Wellman, professor and coordinator of the Playwriting Program;
MA, University of Wisconsin. His recent work includes The Difficulty of Crossing a Field (Montclair, 2006) and 1965 UU (Chocolate Factory, 2008). His most recent collection of plays is The Difficulty of Crossing a Field (University of Minnesota Press, 2008). Four other collections of his plays have been published: The Bad Infinity and Cellophane (PAJ/Johns Hopkins University Press), and Two Plays and The Land Beyond the Forest (Sun & Moon). He has written a volume of stories, A Chronicle of the Madness of Small Worlds (Trip Street Press, 2008), as well as three novels: Q’s Q (Green Integer, 2006), Annie Salem (Sun & Moon 1996), and The Fortuneteller (Sun & Moon, 1991). His recent books of poetry are Miniature (Roof Books, 2002), Strange Elegies (Roof Books, 2006), and A Shelf in Woop's Clothing (Sun & Moon, 1990).

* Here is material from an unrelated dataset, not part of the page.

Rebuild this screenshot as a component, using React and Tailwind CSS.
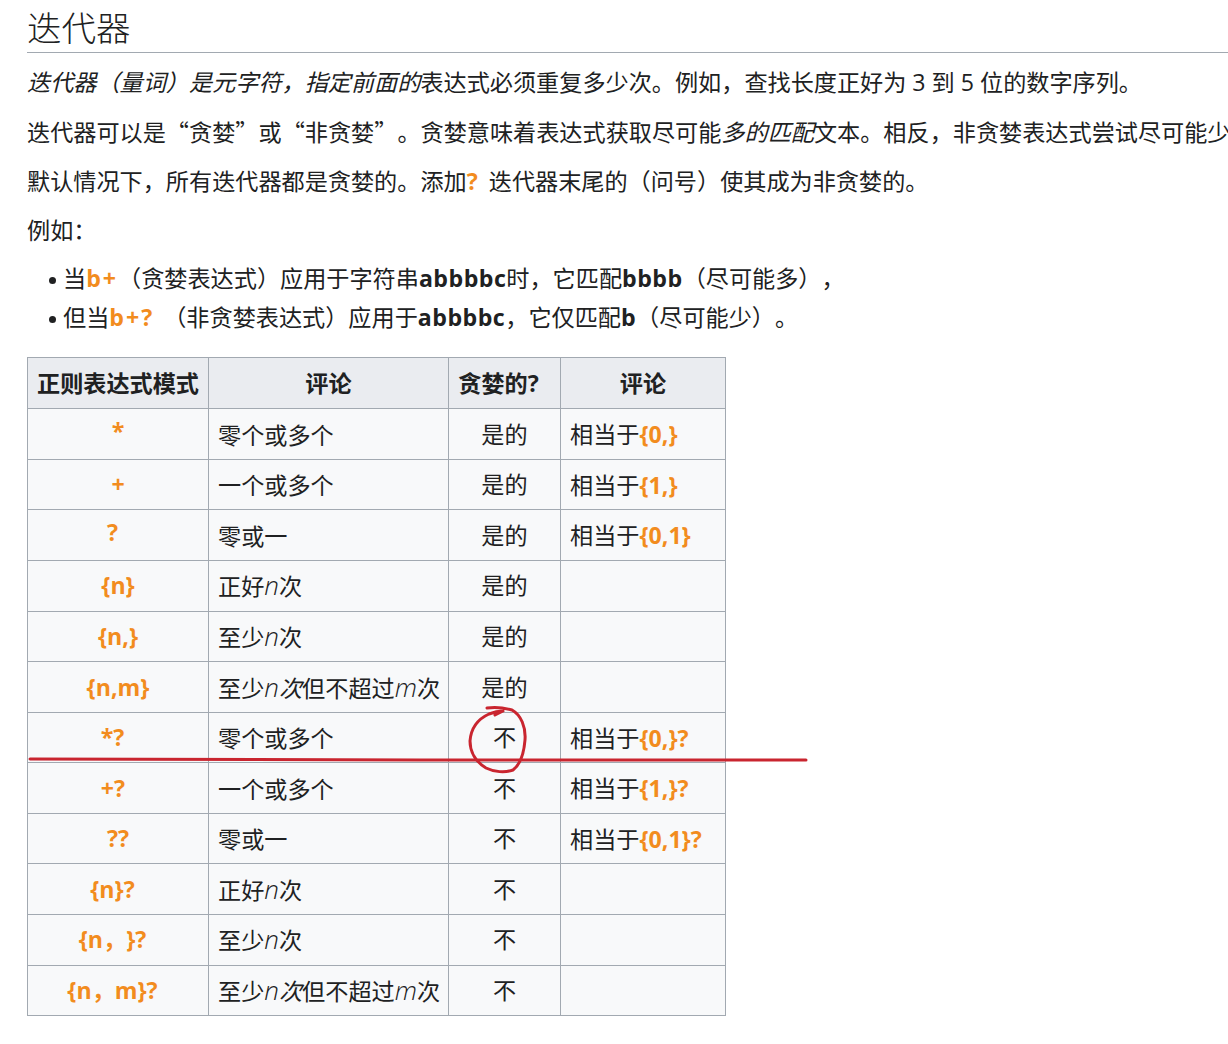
const N = ({ children }) => <em className="text-[26px] font-light leading-none">{children}</em>;

const rows = [
  { op: "*", opCls: "pb-[5px]", text: <>零个或多个</>, yes: "是的", eq: "{0,}" },
  { op: "+", opCls: "", text: <>一个或多个</>, yes: "是的", eq: "{1,}" },
  { op: "?", opCls: "pb-[5px] pr-[11px]", text: <>零或一</>, yes: "是的", eq: "{0,1}" },
  { op: "{n}", opCls: "", text: <>正好<N>n</N>次</>, yes: "是的", eq: "" },
  { op: "{n,}", opCls: "", text: <>至少<N>n</N>次</>, yes: "是的", eq: "" },
  { op: "{n,m}", opCls: "", text: <>至少<N>n</N><em>次</em>但不超过<N>m</N>次</>, yes: "是的", eq: "" },
  { op: "*?", opCls: "pr-[11px]", text: <>零个或多个</>, yes: "不", eq: "{0,}?" },
  { op: "+?", opCls: "pr-[10px]", text: <>一个或多个</>, yes: "不", eq: "{1,}?" },
  { op: "??", opCls: "", text: <>零或一</>, yes: "不", eq: "{0,1}?" },
  { op: "{n}?", opCls: "pr-[11px]", text: <>正好<N>n</N>次</>, yes: "不", eq: "" },
  { op: "{n，}?", opCls: "pr-[11px]", text: <>至少<N>n</N>次</>, yes: "不", eq: "" },
  { op: "{n，m}?", opCls: "pr-[11px]", text: <>至少<N>n</N><em>次</em>但不超过<N>m</N>次</>, yes: "不", eq: "" },
];

function Op({ children, wide }) {
  return <b className={wide ? "font-bold text-[#f28c1e] tracking-[2px]" : "font-bold text-[#f28c1e]"}>{children}</b>;
}

// bold sample strings in the list run a bit wider than the body text
const Sample = ({ children }) => <b className="font-bold tracking-[0.5px]">{children}</b>;

// curly quotes have to come from the CJK face to be full width
const Q = ({ children }) => <span className="font-['Noto_Sans_CJK_SC']">{children}</span>;

const Bullet = () => <span className="mr-[7px] mt-[4px] h-[7px] w-[7px] shrink-0 rounded-full bg-[#202122]" />;

export default function App() {
  return (
    <div lang="zh-CN" className="relative w-[1228px] h-[1044px] overflow-hidden bg-white pl-[27px] text-[23.15px] text-[#202122] font-['Open_Sans','Noto_Sans_CJK_SC',sans-serif] whitespace-nowrap [text-spacing-trim:space-all]">
      <h1 className="h-[53px] border-b border-[#a2a9b1] text-[34.5px] leading-[56px] font-extralight">迭代器</h1>

      <div className="pt-[5.4px] leading-[48.7px]">
        <p><em>迭代器（量词）是元字符，指定前面的</em>表达式必须重复多少次。例如，查找长度正好为 3 到 5 位的数字序列。</p>
        <p>迭代器可以是<Q>“</Q>贪婪<Q>”</Q>或<Q>“</Q>非贪婪<Q>”</Q>。贪婪意味着表达式获取尽可能<em>多的匹配</em>文本。相反，非贪婪表达式尝试尽可能少</p>
        <p>默认情况下，所有迭代器都是贪婪的。添加<Op>?</Op><span className="ml-[11px]">迭代器末尾的（问号）使其成为非贪婪的。</span></p>
        <p>例如：</p>
      </div>

      <ul className="mt-[5px] pl-[22px] leading-[39px]">
        <li className="flex items-center">
          <Bullet />
          <span>当<Op wide>b+</Op>（贪婪表达式）应用于字符串<Sample>abbbbc</Sample>时，它匹配<Sample>bbbb</Sample>（尽可能多），</span>
        </li>
        <li className="flex items-center">
          <Bullet />
          <span>但当<Op wide>b+?</Op><span className="ml-[9px]">（非贪婪表达式）应用于</span><Sample>abbbbc</Sample>，它仅匹配<Sample>b</Sample>（尽可能少）。</span>
        </li>
      </ul>

      <table className="mt-[20px] w-[698px] table-fixed border-collapse border border-[#a2a9b1] bg-[#f8f9fa]">
        <colgroup>
          <col className="w-[181px]" />
          <col className="w-[240px]" />
          <col className="w-[112px]" />
          <col className="w-[165px]" />
        </colgroup>
        <thead>
          <tr className="h-[51px] bg-[#eaecf0] text-center">
            <th className="border border-[#a2a9b1] font-bold">正则表达式模式</th>
            <th className="border border-[#a2a9b1] font-bold">评论</th>
            <th className="border border-[#a2a9b1] pr-[12px] font-bold">贪婪的?</th>
            <th className="border border-[#a2a9b1] font-bold">评论</th>
          </tr>
        </thead>
        <tbody>
          {rows.map((r) => (
            <tr key={r.op} className="h-[50.58px]">
              <td className={`border border-[#a2a9b1] text-center ${r.opCls}`}><Op>{r.op}</Op></td>
              <td className="border border-[#a2a9b1] pl-[9px] pt-[2px]">{r.text}</td>
              <td className="border border-[#a2a9b1] text-center">{r.yes}</td>
              <td className="border border-[#a2a9b1] pl-[9px] pt-[1px]">
                {r.eq && <>相当于<Op>{r.eq}</Op></>}
              </td>
            </tr>
          ))}
        </tbody>
      </table>

      {/* red pen marks */}
      <svg className="absolute left-0 top-0 pointer-events-none" width="1228" height="1044" fill="none" stroke="#c9252f" strokeLinecap="round" strokeLinejoin="round">
        <path d="M30 759 L420 760 L806 760" strokeWidth="3" />
        <path d="M487 708 C494 707 505 708 512 710 C521 715 526 727 525 740 C524 752 521 764 513 770 C505 773 494 772 486 768 C476 762 470 752 470 741 C471 728 478 719 489 714 C494 712 499 711 503 711 M503 711 L495 715" strokeWidth="3" />
      </svg>
    </div>
  );
}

In 1997 he received the Lila Wallace-Reader's Digest Writers' Award. In 2003 he received his third Obie, for lifetime Achievement (Antigone, Jennie Richee and Bitter Bierce all cited). In 1990 he received an Obie (Best New American Play) for Bad Penny, Terminal Hip and Crowbar. In 1991 he received another Obie for Sincerity Forever. He has received numerous honors, including both NEA and Guggenheim Fellowships. In 2004 he received an award from the Foundation for Contemporary Performance Arts. He is the Donald I. Fine Professor of Playwriting at Brooklyn College. Currently, he is working on two plays for chorus: The Invention of Tragedy (Classic Stage Company) and Nine Days Falling (Stuck Pigs Company, Melbourne, Australia).